Your task is to gather the lines below that hold the string "code".

────────────────

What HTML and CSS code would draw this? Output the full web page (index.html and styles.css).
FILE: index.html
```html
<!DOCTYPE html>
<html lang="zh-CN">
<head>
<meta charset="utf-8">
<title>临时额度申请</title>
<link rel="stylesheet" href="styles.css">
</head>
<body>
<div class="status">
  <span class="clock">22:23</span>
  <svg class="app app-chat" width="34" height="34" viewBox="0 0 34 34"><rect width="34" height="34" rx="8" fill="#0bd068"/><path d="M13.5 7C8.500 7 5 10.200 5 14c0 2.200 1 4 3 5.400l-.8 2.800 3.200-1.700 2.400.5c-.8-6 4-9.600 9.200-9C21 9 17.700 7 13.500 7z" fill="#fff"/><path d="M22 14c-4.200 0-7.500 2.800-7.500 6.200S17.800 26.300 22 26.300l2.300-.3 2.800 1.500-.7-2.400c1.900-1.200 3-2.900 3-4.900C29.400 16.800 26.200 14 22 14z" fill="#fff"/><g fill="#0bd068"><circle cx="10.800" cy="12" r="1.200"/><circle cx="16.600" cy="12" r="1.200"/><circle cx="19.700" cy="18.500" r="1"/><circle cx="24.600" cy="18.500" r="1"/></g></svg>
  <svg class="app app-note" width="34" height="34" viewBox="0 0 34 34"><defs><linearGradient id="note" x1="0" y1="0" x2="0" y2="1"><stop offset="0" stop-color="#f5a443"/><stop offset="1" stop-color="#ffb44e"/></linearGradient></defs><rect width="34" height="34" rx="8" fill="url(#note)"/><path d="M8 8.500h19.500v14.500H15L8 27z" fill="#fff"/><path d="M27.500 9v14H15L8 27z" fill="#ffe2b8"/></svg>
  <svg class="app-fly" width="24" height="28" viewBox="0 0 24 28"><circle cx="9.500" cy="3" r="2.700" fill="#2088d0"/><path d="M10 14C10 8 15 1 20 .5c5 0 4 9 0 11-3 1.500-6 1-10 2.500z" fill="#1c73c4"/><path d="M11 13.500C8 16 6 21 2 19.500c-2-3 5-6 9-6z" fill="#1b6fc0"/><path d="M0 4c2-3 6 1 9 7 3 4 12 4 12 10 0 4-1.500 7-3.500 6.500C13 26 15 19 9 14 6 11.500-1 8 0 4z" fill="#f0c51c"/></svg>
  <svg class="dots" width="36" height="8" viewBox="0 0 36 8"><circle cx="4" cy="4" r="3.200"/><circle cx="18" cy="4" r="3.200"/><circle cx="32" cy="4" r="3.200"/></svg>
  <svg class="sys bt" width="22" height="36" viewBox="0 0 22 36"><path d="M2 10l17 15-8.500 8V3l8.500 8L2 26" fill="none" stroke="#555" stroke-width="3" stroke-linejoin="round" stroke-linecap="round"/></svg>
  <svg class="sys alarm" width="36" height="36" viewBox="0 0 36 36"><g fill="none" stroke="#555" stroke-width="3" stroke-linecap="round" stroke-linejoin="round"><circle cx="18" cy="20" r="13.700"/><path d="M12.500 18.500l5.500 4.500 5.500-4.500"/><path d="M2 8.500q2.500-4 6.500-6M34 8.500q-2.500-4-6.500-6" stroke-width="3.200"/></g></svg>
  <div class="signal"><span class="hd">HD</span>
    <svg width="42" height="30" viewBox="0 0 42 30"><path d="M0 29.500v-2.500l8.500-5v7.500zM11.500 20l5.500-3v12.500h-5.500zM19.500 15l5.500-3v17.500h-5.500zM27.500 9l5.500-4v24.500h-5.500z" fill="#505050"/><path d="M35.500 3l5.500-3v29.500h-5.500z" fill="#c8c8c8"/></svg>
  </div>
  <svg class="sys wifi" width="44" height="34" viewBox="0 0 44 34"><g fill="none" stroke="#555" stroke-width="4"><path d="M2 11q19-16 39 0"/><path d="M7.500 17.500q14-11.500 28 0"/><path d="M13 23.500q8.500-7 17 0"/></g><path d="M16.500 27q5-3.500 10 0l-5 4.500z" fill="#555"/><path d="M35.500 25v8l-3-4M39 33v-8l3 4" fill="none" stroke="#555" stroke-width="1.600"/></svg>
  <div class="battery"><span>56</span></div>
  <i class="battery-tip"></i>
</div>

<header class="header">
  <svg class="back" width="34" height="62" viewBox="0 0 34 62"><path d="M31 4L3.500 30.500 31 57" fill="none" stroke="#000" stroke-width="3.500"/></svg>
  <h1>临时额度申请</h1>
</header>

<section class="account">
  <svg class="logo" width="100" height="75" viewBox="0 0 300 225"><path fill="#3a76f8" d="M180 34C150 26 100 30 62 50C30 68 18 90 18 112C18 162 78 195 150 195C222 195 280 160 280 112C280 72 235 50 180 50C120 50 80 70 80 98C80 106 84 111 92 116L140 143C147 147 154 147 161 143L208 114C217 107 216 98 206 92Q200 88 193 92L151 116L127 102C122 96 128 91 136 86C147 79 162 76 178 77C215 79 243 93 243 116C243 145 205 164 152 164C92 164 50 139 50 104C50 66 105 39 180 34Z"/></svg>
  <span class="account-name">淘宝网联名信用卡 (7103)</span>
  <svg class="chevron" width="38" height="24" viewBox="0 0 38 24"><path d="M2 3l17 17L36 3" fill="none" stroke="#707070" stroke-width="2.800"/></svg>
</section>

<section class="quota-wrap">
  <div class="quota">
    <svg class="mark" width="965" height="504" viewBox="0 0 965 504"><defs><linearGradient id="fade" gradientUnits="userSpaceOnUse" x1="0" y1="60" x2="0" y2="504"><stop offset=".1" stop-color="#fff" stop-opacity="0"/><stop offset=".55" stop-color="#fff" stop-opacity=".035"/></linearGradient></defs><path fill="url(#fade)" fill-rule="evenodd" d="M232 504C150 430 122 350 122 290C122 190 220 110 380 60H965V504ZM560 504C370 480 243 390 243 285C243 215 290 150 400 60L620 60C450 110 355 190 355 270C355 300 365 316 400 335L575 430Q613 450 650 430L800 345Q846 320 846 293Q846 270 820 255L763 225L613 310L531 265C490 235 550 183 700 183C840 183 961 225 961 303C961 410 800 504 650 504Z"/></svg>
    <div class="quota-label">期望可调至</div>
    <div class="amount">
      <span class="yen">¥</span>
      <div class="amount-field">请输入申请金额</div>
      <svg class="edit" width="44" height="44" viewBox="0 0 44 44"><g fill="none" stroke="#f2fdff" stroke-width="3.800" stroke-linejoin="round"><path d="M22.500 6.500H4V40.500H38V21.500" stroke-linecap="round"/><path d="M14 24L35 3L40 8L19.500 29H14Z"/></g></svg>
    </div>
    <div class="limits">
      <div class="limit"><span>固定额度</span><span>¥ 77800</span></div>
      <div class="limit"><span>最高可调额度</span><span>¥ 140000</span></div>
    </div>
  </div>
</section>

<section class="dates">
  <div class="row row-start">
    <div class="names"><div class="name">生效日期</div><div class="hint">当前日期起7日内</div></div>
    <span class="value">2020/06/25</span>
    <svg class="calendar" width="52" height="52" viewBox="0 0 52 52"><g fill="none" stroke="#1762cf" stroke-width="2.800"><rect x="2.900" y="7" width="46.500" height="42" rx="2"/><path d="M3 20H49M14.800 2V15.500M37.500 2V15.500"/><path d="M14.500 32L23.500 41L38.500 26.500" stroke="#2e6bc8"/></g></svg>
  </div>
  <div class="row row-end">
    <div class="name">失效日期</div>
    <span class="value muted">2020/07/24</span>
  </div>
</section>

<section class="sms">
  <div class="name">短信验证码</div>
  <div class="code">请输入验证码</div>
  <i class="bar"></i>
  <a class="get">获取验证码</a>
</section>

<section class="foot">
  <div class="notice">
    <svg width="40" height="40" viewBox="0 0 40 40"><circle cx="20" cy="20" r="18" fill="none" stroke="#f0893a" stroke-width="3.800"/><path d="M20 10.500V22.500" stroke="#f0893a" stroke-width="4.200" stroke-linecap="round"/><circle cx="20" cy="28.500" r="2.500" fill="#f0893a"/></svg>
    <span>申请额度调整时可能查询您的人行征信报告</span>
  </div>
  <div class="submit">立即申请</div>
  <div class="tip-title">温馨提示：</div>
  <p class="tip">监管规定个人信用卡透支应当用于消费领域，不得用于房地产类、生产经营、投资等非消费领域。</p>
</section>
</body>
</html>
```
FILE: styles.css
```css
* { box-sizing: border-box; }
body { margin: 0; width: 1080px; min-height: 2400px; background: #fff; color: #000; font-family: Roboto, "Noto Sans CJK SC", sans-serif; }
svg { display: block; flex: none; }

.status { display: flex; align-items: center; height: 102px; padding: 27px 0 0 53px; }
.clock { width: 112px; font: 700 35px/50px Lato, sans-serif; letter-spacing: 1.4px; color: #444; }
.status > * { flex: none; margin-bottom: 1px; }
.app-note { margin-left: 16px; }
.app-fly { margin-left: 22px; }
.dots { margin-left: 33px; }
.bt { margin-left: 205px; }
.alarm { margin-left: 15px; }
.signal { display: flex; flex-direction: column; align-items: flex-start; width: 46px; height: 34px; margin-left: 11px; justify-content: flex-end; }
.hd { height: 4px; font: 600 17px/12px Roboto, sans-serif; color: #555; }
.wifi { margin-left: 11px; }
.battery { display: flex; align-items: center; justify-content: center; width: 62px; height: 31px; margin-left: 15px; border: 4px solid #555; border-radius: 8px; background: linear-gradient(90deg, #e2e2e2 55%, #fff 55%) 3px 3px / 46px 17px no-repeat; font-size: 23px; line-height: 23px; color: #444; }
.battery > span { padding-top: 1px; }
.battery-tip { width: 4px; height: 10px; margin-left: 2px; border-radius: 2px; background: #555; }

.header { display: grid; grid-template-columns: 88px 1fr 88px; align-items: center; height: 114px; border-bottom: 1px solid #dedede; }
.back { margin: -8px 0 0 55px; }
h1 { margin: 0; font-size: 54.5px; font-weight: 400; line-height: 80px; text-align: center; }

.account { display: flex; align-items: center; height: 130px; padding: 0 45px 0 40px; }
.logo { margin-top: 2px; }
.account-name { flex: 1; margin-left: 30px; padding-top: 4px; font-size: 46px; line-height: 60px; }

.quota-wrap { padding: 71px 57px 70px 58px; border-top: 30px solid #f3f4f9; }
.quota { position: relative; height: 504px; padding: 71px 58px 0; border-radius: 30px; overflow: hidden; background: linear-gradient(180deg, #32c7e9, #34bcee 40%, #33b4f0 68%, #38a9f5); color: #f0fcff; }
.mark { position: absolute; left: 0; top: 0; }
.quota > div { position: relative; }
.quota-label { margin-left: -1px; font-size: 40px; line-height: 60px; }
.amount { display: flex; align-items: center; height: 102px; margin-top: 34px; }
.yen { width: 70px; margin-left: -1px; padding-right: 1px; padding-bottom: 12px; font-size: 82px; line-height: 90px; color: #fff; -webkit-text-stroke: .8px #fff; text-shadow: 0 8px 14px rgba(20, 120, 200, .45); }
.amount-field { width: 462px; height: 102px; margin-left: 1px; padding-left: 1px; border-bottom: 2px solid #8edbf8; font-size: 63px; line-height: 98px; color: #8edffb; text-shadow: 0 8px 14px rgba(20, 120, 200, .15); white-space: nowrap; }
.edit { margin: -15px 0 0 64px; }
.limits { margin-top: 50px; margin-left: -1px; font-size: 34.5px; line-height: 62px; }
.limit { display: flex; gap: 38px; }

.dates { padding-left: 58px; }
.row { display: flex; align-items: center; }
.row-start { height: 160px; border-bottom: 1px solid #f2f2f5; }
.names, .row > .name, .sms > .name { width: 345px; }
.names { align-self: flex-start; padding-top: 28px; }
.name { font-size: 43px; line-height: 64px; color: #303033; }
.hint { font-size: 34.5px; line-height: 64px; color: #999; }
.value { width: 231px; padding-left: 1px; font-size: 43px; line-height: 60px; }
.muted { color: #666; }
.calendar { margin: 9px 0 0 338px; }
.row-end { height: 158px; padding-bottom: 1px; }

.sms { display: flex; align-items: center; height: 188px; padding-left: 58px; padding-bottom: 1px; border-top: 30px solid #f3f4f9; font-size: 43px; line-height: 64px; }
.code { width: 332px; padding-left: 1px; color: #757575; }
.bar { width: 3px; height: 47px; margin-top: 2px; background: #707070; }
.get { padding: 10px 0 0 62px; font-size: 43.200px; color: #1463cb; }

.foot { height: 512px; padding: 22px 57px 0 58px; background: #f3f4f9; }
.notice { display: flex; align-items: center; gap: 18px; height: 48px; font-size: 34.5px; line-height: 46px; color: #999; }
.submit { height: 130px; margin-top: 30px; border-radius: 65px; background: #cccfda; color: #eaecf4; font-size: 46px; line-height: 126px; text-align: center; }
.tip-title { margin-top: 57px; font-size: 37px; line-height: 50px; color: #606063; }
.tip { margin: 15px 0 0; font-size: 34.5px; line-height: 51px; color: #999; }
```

────────────────

:: Exercise response ::
What HTML and CSS code would draw this? Output the full web page (index.html and styles.css).
  <div class="code">请输入验证码</div>
.code { width: 332px; padding-left: 1px; color: #757575; }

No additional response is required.